This component tracks sensitive data bytes in different registers across various instructions. The module takes as input the simulated power traces and intermediate values (such as the output of the substitution layer, a combination of plaintext and keys). Optionally, TVLA results can be added as input to generate interactive, annotated visualizations as depicted in Fig. 5 and Fig. 8. These figures provide information about i) the distribution of leaky instructions across different registers, ii) the content of registers after every instruction execution, iii) redundant entries of bytes in different registers, and the remanence of bytes across several instructions (which may potentially lead to leakage), iv) the usage pattern of registers for each algorithm execution. These features enable designers to identify the root cause of leakage. To aid designers in identifying and explaining the source of leakage, this component generates i) interactive visualizations incorporating the TVLA leakage along with the intermediate bytes and ii) a detailed report on the execution, register usage, and side-channel leaks. The steps involved in this component are described as follows:

- 1. Generate intermediate values (to track). For cryptographic implementations, the key bytes and sensitive intermediate data (e.g., S-box outputs, round results, etc.) typically form the focus of SCA. ARCHER extracts these intermediate values through a separate execution of the cryptographic algorithm. Since only the data values are relevant, this process remains platform-independent.
- 2. Generate execution traces. This step generates detailed execution traces with additional information, such as instruction mnemonics, operators, and machine code, to pinpoint the location of intermediates.
- 3. Generate interactive visualizations. In this step, the tool places markers in the interactive plots to highlight the presence of intermediate/sensitive bytes in the architectural registers through the execution. To locate markers, multiple execution traces are generated with different values for the sensitive data. The correct marker positions are found by intersecting the respective markers across the different traces.
- 4. Visualize markers. The intermediate bytes are plotted on top of the TVLA plots using different marker symbols as depicted in Fig. 5. The y coordinate of each marker is determined from the destination register holding the value.
- 5. Generate report. A document is generated based on the execution traces and TVLA results. It highlights information such as frequently executed leaking instructions and their locations in the source code and details the distribution of instruction types contributing to leakage.

#### 5 ARCHER Implementation Details

This section describes the implementation details of ARCHER, followed by its workflow using the example of an unprotected AES implementation compiled for a RISC-V core, PicoRV32<sup>4</sup>. The tool is implemented in Python3.

<sup>4</sup> https://github.com/YosysHQ/picorv32



Fig. 3: Sequence of AES operations highlighting the bytes impacted on modifying  $6^{th}$  byte of plaintext

Target Device Setup. ARCHER takes the binary file of the target cryptographic implementation as input. To obtain the compiled binary, i.e., the .elf file, we cross-compile the AES implementation with the RISC-V GNU Compiler Toolchain (version 2023.11.20). The C source code is cross-compiled for the RV32I architecture using the -Os optimization level, as it reduces the size of the executable and is a popular choice for embedded systems. The leakage results reported are specific to the compiler version and the optimization level.

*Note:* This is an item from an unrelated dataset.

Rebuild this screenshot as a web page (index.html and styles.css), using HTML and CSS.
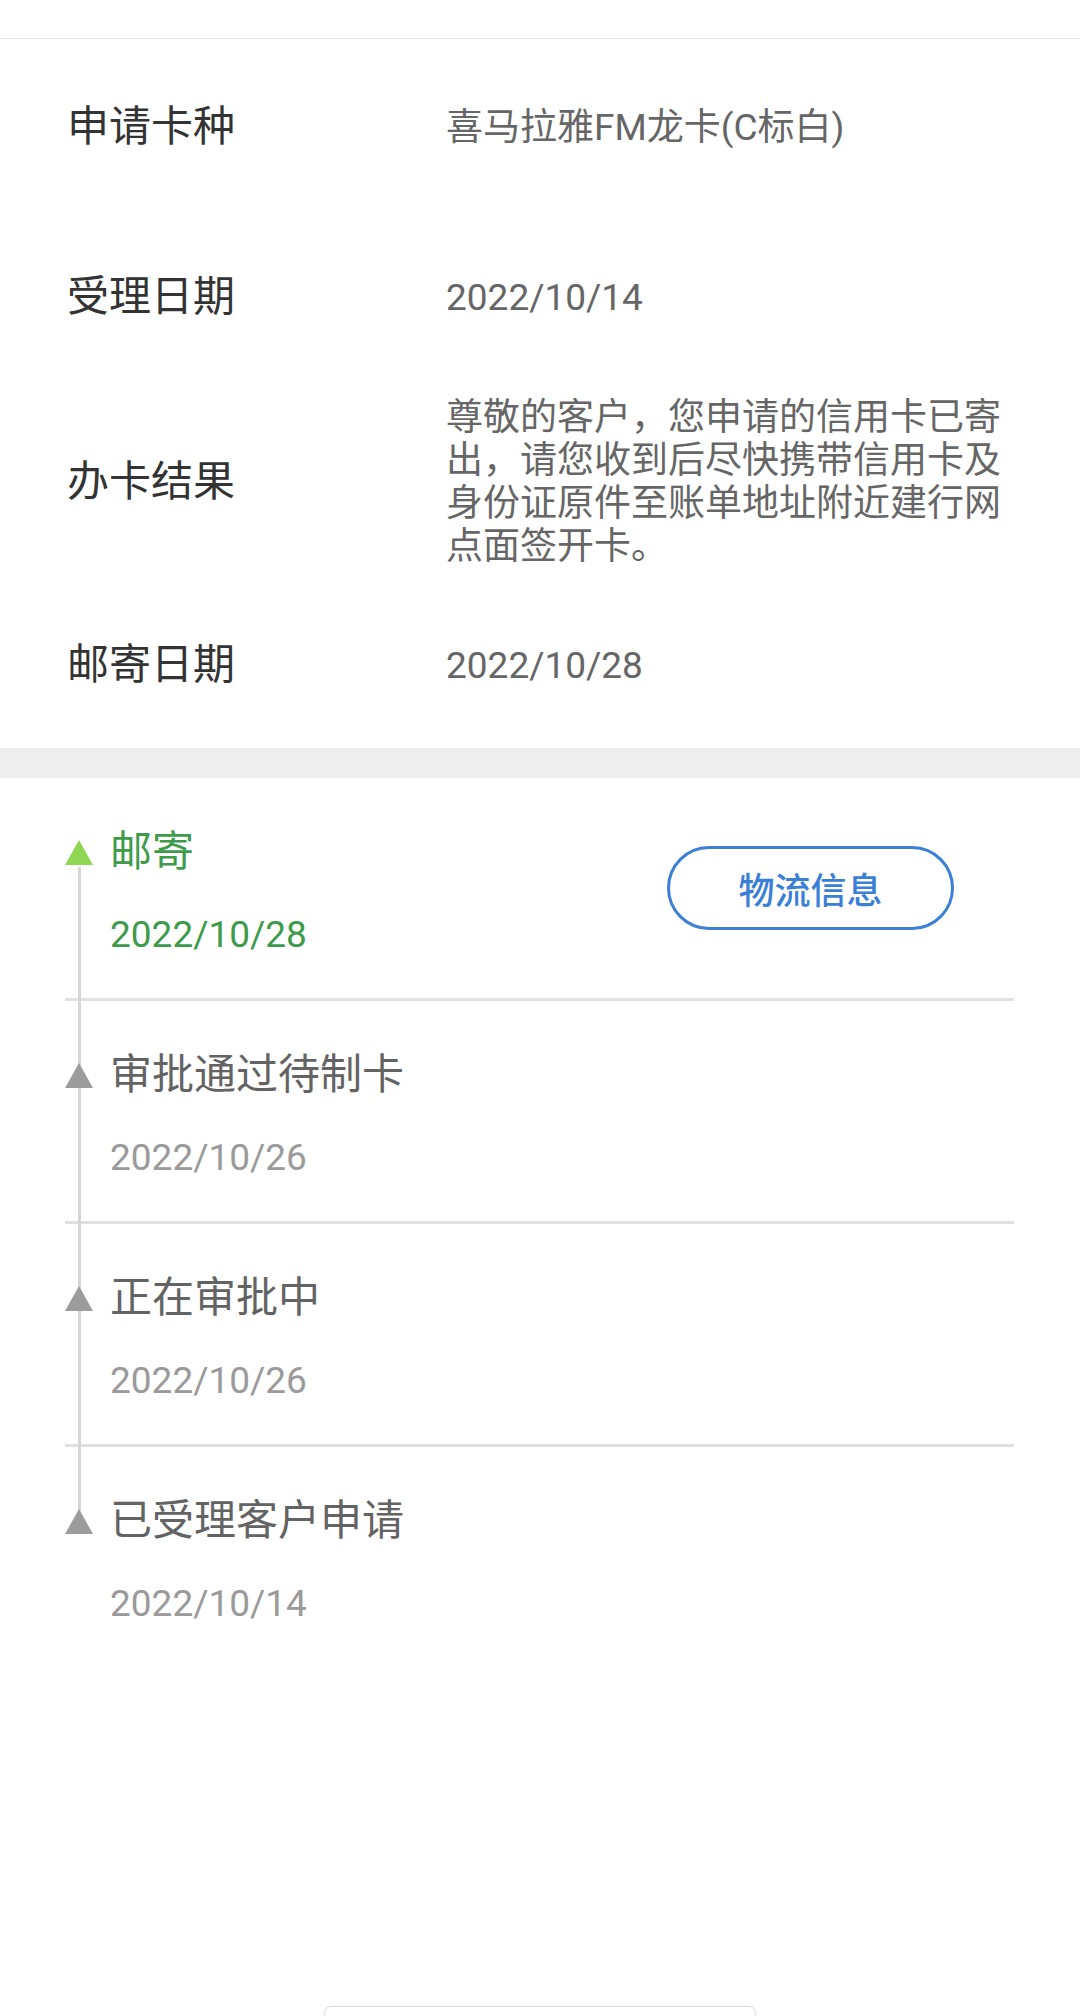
FILE: index.html
```html
<!DOCTYPE html>
<html lang="zh-CN">
<head>
<meta charset="utf-8">
<title>办卡进度</title>
<link rel="stylesheet" href="styles.css">
</head>
<body>
<div class="page">
  <div class="header"></div>

  <section class="info">
    <div class="row">
      <div class="label">申请卡种</div>
      <div class="value">喜马拉雅FM龙卡(C标白)</div>
    </div>
    <div class="row">
      <div class="label">受理日期</div>
      <div class="value">2022/10/14</div>
    </div>
    <div class="row row-multi">
      <div class="label">办卡结果</div>
      <div class="value">尊敬的客户，您申请的信用卡已寄出，请您收到后尽快携带信用卡及身份证原件至账单地址附近建行网点面签开卡。</div>
    </div>
    <div class="row row-last">
      <div class="label">邮寄日期</div>
      <div class="value">2022/10/28</div>
    </div>
  </section>

  <div class="band"></div>

  <section class="timeline">
    <div class="item item-active">
      <div class="step">
        <div class="marker">
          <svg width="28" height="25" viewBox="0 0 28 25"><polygon points="14,0 28,25 0,25" fill="#8fd653"/></svg>
        </div>
        <div class="texts">
          <div class="title">邮寄</div>
          <div class="date">2022/10/28</div>
        </div>
      </div>
      <button class="btn">物流信息</button>
    </div>
    <div class="item">
      <div class="step">
        <div class="marker">
          <svg width="28" height="25" viewBox="0 0 28 25"><polygon points="14,0 28,25 0,25" fill="#9c9c9c"/></svg>
        </div>
        <div class="texts">
          <div class="title">审批通过待制卡</div>
          <div class="date">2022/10/26</div>
        </div>
      </div>
    </div>
    <div class="item">
      <div class="step">
        <div class="marker">
          <svg width="28" height="25" viewBox="0 0 28 25"><polygon points="14,0 28,25 0,25" fill="#9c9c9c"/></svg>
        </div>
        <div class="texts">
          <div class="title">正在审批中</div>
          <div class="date">2022/10/26</div>
        </div>
      </div>
    </div>
    <div class="item item-last">
      <div class="step">
        <div class="marker">
          <svg width="28" height="25" viewBox="0 0 28 25"><polygon points="14,0 28,25 0,25" fill="#9c9c9c"/></svg>
        </div>
        <div class="texts">
          <div class="title">已受理客户申请</div>
          <div class="date">2022/10/14</div>
        </div>
      </div>
    </div>
  </section>

  <div class="spacer"></div>
  <div class="home-bar"></div>
</div>
</body>
</html>
```

FILE: styles.css
```css
* {
  box-sizing: border-box;
}

html, body {
  margin: 0;
  padding: 0;
  background: #ffffff;
}

body {
  font-family: Roboto, "Noto Sans CJK SC", "Noto Sans", sans-serif;
}

.page {
  width: 1080px;
  height: 2016px;
  display: flex;
  flex-direction: column;
  overflow: hidden;
  background: #ffffff;
}

.header {
  height: 39px;
  flex: none;
  border-bottom: 1px solid #e6e6e6;
}

.info {
  flex: none;
  padding-top: 3px;
}

.row {
  display: flex;
  align-items: center;
  height: 170px;
  padding: 0 67px;
}

.row-multi {
  height: 200px;
}

.row-last {
  height: 166px;
}

.label {
  width: 379px;
  flex: none;
  font-size: 42px;
  line-height: 56px;
  color: #333333;
}

.value {
  flex: 1;
  font-size: 37px;
  line-height: 43px;
  color: #666666;
}

.band {
  height: 30px;
  flex: none;
  background: #eeeeee;
}

.timeline {
  position: relative;
  flex: none;
  padding: 0 66px 0 65px;
}

.timeline::before {
  content: "";
  position: absolute;
  left: 78px;
  width: 3px;
  top: 89px;
  bottom: 154px;
  background: #d6d6d6;
}

.item {
  display: flex;
  align-items: center;
  justify-content: space-between;
  height: 223px;
  border-bottom: 3px solid #e0e0e0;
}

.item-last {
  height: 220px;
  border-bottom: none;
}

.step {
  display: flex;
  align-items: flex-start;
  margin-top: 8px;
}

.marker {
  position: relative;
  width: 28px;
  height: 56px;
  margin-right: 17px;
  display: flex;
  align-items: center;
  justify-content: center;
}

.marker svg {
  display: block;
}

.texts {
  display: flex;
  flex-direction: column;
  gap: 30px;
}

.title {
  font-size: 42px;
  line-height: 56px;
  color: #636363;
}

.date {
  font-size: 37px;
  line-height: 50px;
  color: #9a9a9a;
}

.item-active .title,
.item-active .date {
  color: #3e9b4c;
}

.btn {
  width: 287px;
  height: 84px;
  margin-right: 60px;
  border: 3px solid #3b7fd7;
  border-radius: 42px;
  background: #ffffff;
  color: #3b7fd7;
  font-family: Roboto, "Noto Sans CJK SC", sans-serif;
  font-size: 36px;
  font-weight: 500;
  padding: 0;
}

.spacer {
  flex: 1;
}

.home-bar {
  flex: none;
  width: 432px;
  height: 14px;
  margin: 0 auto -4px;
  border: 1px solid #dcdcdc;
  border-radius: 7px;
  background: #ffffff;
  box-shadow: 0 0 3px rgba(0, 0, 0, 0.08);
}
```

Simulation Setup. The simulation component of ARCHER takes the .elf file and the number of traces to be generated as input parameters. It retrieves the memory address of the essential elements of the compiled binary, such as the addresses of key, plaintext, masks, depending on the target implementation. After extraction of the addresses, ARCHER leverages the Qiling emulation framework [34.18] to run the same binary as would be flashed to a target board. Qiling uses Unicorn for CPU emulation, single-stepping through each instruction while Unicorn handles execution and reports results back to Qiling for state tracking. To support more architectures, Qiling includes its modifications to Unicorn. A callback is configured to be executed for every emulated instruction (code hook). The code hook collects the register states and disassembles the instruction using Capstone. These traces, consisting of assembly instructions and register states, are stored in .csv files. ARCHER using the Qiling engine, can capture the architectural register content at every instruction. The leakage models simulate the data-dependent power consumption at the architectural level. No microarchitectural feature (pipeline, caching, etc.) is supported.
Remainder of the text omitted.